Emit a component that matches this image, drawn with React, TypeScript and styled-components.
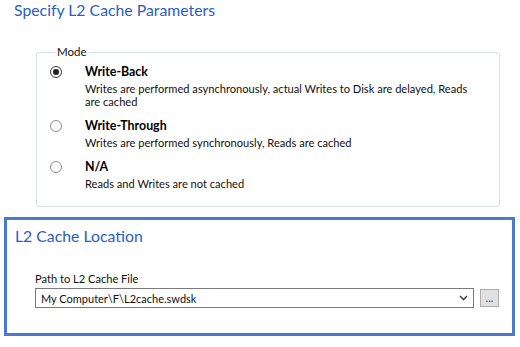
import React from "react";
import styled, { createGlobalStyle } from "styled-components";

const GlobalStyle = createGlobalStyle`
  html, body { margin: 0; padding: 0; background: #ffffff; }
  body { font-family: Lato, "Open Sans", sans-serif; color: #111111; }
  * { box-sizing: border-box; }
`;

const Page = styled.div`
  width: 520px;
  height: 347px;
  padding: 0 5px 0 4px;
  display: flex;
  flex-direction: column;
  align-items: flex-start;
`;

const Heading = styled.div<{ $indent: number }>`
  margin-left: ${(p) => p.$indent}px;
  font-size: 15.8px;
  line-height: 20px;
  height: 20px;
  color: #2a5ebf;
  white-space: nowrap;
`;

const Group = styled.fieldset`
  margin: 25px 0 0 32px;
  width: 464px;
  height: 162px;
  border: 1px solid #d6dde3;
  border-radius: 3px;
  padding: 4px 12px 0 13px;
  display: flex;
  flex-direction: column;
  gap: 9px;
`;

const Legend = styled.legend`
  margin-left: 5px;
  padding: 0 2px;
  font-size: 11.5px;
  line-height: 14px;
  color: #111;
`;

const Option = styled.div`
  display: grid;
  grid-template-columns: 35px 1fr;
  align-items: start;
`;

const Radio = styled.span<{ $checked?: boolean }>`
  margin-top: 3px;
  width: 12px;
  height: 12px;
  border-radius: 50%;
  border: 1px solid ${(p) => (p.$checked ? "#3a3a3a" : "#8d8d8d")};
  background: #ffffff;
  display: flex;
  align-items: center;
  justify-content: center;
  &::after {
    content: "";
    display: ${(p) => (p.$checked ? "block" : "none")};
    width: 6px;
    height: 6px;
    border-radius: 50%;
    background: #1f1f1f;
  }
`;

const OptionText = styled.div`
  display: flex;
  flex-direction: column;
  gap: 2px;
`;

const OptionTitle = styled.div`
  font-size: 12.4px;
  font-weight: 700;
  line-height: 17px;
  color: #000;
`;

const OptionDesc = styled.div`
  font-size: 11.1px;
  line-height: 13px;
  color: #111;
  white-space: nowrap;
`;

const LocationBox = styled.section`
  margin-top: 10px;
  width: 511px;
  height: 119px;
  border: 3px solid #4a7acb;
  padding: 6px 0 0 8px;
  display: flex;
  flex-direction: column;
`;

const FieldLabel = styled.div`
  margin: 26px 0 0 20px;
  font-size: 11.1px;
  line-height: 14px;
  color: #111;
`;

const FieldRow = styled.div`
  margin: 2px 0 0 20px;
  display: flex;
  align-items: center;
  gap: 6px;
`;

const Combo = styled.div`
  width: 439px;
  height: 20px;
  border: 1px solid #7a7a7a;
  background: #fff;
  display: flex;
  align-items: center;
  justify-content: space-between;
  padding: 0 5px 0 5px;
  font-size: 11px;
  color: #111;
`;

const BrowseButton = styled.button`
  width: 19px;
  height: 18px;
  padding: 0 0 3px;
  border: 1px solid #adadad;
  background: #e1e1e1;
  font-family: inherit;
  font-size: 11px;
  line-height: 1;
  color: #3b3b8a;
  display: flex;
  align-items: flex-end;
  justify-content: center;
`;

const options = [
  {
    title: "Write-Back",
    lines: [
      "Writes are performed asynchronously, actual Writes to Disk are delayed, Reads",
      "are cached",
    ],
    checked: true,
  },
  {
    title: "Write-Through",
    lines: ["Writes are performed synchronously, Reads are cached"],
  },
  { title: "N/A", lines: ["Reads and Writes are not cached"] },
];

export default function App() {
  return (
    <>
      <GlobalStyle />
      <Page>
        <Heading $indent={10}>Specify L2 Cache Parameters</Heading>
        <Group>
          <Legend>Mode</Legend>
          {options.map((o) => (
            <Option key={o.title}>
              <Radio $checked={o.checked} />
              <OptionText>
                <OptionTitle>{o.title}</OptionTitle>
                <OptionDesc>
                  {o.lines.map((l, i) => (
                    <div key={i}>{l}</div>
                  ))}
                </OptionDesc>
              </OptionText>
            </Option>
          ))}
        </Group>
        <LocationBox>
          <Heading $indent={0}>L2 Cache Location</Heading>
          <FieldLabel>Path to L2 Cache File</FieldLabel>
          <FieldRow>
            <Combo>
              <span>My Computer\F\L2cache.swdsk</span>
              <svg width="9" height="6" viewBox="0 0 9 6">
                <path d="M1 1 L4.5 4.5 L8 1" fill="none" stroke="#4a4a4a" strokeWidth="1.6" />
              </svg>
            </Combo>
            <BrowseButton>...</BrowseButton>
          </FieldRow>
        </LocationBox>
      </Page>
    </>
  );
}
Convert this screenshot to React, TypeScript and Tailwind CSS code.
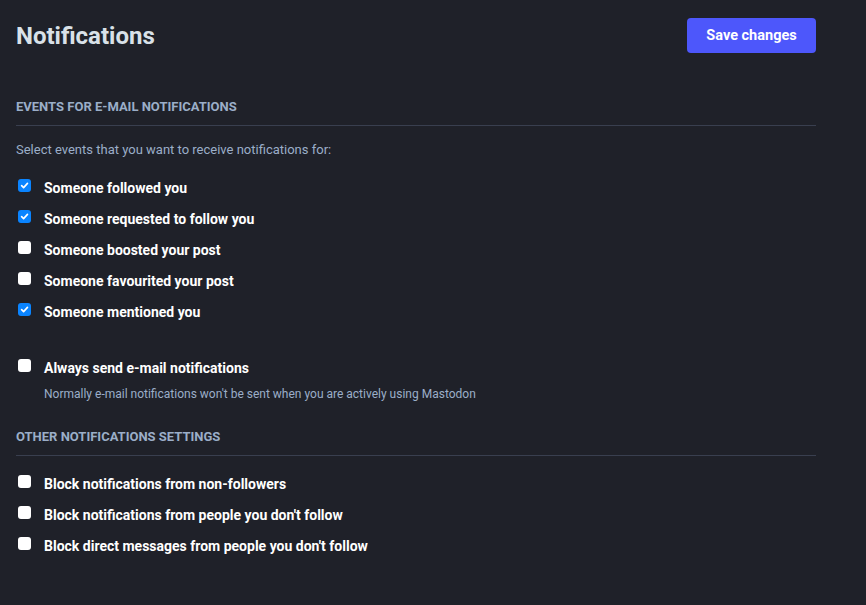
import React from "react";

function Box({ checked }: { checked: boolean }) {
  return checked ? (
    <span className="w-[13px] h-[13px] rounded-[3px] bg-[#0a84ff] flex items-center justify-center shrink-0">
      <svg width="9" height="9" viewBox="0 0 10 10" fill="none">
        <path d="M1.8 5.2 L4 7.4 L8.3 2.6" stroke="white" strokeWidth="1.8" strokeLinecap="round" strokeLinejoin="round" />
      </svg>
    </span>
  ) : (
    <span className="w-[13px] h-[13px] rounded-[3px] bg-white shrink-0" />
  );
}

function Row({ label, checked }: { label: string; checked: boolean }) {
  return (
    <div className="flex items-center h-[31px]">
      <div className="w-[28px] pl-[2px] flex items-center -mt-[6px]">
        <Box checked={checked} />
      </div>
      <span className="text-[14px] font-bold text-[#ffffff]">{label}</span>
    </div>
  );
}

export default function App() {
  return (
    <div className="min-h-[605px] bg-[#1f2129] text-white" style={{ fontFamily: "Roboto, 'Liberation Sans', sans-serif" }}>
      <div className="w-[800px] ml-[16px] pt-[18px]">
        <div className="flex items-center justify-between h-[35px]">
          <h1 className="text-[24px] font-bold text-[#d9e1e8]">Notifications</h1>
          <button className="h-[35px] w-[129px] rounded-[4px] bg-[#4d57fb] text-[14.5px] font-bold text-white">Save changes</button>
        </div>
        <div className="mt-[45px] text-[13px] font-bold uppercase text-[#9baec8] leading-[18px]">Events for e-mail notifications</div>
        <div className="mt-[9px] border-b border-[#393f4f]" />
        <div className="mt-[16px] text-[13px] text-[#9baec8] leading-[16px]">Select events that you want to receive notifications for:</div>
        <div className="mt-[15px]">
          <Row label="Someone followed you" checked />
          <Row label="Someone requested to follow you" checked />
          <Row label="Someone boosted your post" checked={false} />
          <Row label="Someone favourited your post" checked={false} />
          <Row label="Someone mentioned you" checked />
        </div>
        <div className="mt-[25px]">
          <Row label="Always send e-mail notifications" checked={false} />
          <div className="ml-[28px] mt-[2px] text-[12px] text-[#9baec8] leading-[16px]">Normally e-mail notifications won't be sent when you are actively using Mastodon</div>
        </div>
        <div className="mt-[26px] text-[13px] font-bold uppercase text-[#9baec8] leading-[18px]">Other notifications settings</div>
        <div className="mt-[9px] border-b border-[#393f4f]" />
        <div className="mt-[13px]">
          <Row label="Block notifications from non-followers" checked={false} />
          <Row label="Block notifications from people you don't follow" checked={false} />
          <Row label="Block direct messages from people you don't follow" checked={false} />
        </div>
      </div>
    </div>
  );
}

--------------------------------

## AIM OF THE TASK
Transcribe the full listing above exactly, with the images removed.

## FULL RESPONSE
Emit a component that matches this image, drawn with React, TypeScript and styled-components.
import React from "react";
import styled, { createGlobalStyle } from "styled-components";

const GlobalStyle = createGlobalStyle`
  html, body { margin: 0; padding: 0; background: #ffffff; }
  body { font-family: Lato, "Open Sans", sans-serif; color: #111111; }
  * { box-sizing: border-box; }
`;

const Page = styled.div`
  width: 520px;
  height: 347px;
  padding: 0 5px 0 4px;
  display: flex;
  flex-direction: column;
  align-items: flex-start;
`;

const Heading = styled.div<{ $indent: number }>`
  margin-left: ${(p) => p.$indent}px;
  font-size: 15.8px;
  line-height: 20px;
  height: 20px;
  color: #2a5ebf;
  white-space: nowrap;
`;

const Group = styled.fieldset`
  margin: 25px 0 0 32px;
  width: 464px;
  height: 162px;
  border: 1px solid #d6dde3;
  border-radius: 3px;
  padding: 4px 12px 0 13px;
  display: flex;
  flex-direction: column;
  gap: 9px;
`;

const Legend = styled.legend`
  margin-left: 5px;
  padding: 0 2px;
  font-size: 11.5px;
  line-height: 14px;
  color: #111;
`;

const Option = styled.div`
  display: grid;
  grid-template-columns: 35px 1fr;
  align-items: start;
`;

const Radio = styled.span<{ $checked?: boolean }>`
  margin-top: 3px;
  width: 12px;
  height: 12px;
  border-radius: 50%;
  border: 1px solid ${(p) => (p.$checked ? "#3a3a3a" : "#8d8d8d")};
  background: #ffffff;
  display: flex;
  align-items: center;
  justify-content: center;
  &::after {
    content: "";
    display: ${(p) => (p.$checked ? "block" : "none")};
    width: 6px;
    height: 6px;
    border-radius: 50%;
    background: #1f1f1f;
  }
`;

const OptionText = styled.div`
  display: flex;
  flex-direction: column;
  gap: 2px;
`;

const OptionTitle = styled.div`
  font-size: 12.4px;
  font-weight: 700;
  line-height: 17px;
  color: #000;
`;

const OptionDesc = styled.div`
  font-size: 11.1px;
  line-height: 13px;
  color: #111;
  white-space: nowrap;
`;

const LocationBox = styled.section`
  margin-top: 10px;
  width: 511px;
  height: 119px;
  border: 3px solid #4a7acb;
  padding: 6px 0 0 8px;
  display: flex;
  flex-direction: column;
`;

const FieldLabel = styled.div`
  margin: 26px 0 0 20px;
  font-size: 11.1px;
  line-height: 14px;
  color: #111;
`;

const FieldRow = styled.div`
  margin: 2px 0 0 20px;
  display: flex;
  align-items: center;
  gap: 6px;
`;

const Combo = styled.div`
  width: 439px;
  height: 20px;
  border: 1px solid #7a7a7a;
  background: #fff;
  display: flex;
  align-items: center;
  justify-content: space-between;
  padding: 0 5px 0 5px;
  font-size: 11px;
  color: #111;
`;

const BrowseButton = styled.button`
  width: 19px;
  height: 18px;
  padding: 0 0 3px;
  border: 1px solid #adadad;
  background: #e1e1e1;
  font-family: inherit;
  font-size: 11px;
  line-height: 1;
  color: #3b3b8a;
  display: flex;
  align-items: flex-end;
  justify-content: center;
`;

const options = [
  {
    title: "Write-Back",
    lines: [
      "Writes are performed asynchronously, actual Writes to Disk are delayed, Reads",
      "are cached",
    ],
    checked: true,
  },
  {
    title: "Write-Through",
    lines: ["Writes are performed synchronously, Reads are cached"],
  },
  { title: "N/A", lines: ["Reads and Writes are not cached"] },
];

export default function App() {
  return (
    <>
      <GlobalStyle />
      <Page>
        <Heading $indent={10}>Specify L2 Cache Parameters</Heading>
        <Group>
          <Legend>Mode</Legend>
          {options.map((o) => (
            <Option key={o.title}>
              <Radio $checked={o.checked} />
              <OptionText>
                <OptionTitle>{o.title}</OptionTitle>
                <OptionDesc>
                  {o.lines.map((l, i) => (
                    <div key={i}>{l}</div>
                  ))}
                </OptionDesc>
              </OptionText>
            </Option>
          ))}
        </Group>
        <LocationBox>
          <Heading $indent={0}>L2 Cache Location</Heading>
          <FieldLabel>Path to L2 Cache File</FieldLabel>
          <FieldRow>
            <Combo>
              <span>My Computer\F\L2cache.swdsk</span>
              <svg width="9" height="6" viewBox="0 0 9 6">
                <path d="M1 1 L4.5 4.5 L8 1" fill="none" stroke="#4a4a4a" strokeWidth="1.6" />
              </svg>
            </Combo>
            <BrowseButton>...</BrowseButton>
          </FieldRow>
        </LocationBox>
      </Page>
    </>
  );
}
Convert this screenshot to React, TypeScript and Tailwind CSS code.
import React from "react";

function Box({ checked }: { checked: boolean }) {
  return checked ? (
    <span className="w-[13px] h-[13px] rounded-[3px] bg-[#0a84ff] flex items-center justify-center shrink-0">
      <svg width="9" height="9" viewBox="0 0 10 10" fill="none">
        <path d="M1.8 5.2 L4 7.4 L8.3 2.6" stroke="white" strokeWidth="1.8" strokeLinecap="round" strokeLinejoin="round" />
      </svg>
    </span>
  ) : (
    <span className="w-[13px] h-[13px] rounded-[3px] bg-white shrink-0" />
  );
}

function Row({ label, checked }: { label: string; checked: boolean }) {
  return (
    <div className="flex items-center h-[31px]">
      <div className="w-[28px] pl-[2px] flex items-center -mt-[6px]">
        <Box checked={checked} />
      </div>
      <span className="text-[14px] font-bold text-[#ffffff]">{label}</span>
    </div>
  );
}

export default function App() {
  return (
    <div className="min-h-[605px] bg-[#1f2129] text-white" style={{ fontFamily: "Roboto, 'Liberation Sans', sans-serif" }}>
      <div className="w-[800px] ml-[16px] pt-[18px]">
        <div className="flex items-center justify-between h-[35px]">
          <h1 className="text-[24px] font-bold text-[#d9e1e8]">Notifications</h1>
          <button className="h-[35px] w-[129px] rounded-[4px] bg-[#4d57fb] text-[14.5px] font-bold text-white">Save changes</button>
        </div>
        <div className="mt-[45px] text-[13px] font-bold uppercase text-[#9baec8] leading-[18px]">Events for e-mail notifications</div>
        <div className="mt-[9px] border-b border-[#393f4f]" />
        <div className="mt-[16px] text-[13px] text-[#9baec8] leading-[16px]">Select events that you want to receive notifications for:</div>
        <div className="mt-[15px]">
          <Row label="Someone followed you" checked />
          <Row label="Someone requested to follow you" checked />
          <Row label="Someone boosted your post" checked={false} />
          <Row label="Someone favourited your post" checked={false} />
          <Row label="Someone mentioned you" checked />
        </div>
        <div className="mt-[25px]">
          <Row label="Always send e-mail notifications" checked={false} />
          <div className="ml-[28px] mt-[2px] text-[12px] text-[#9baec8] leading-[16px]">Normally e-mail notifications won't be sent when you are actively using Mastodon</div>
        </div>
        <div className="mt-[26px] text-[13px] font-bold uppercase text-[#9baec8] leading-[18px]">Other notifications settings</div>
        <div className="mt-[9px] border-b border-[#393f4f]" />
        <div className="mt-[13px]">
          <Row label="Block notifications from non-followers" checked={false} />
          <Row label="Block notifications from people you don't follow" checked={false} />
          <Row label="Block direct messages from people you don't follow" checked={false} />
        </div>
      </div>
    </div>
  );
}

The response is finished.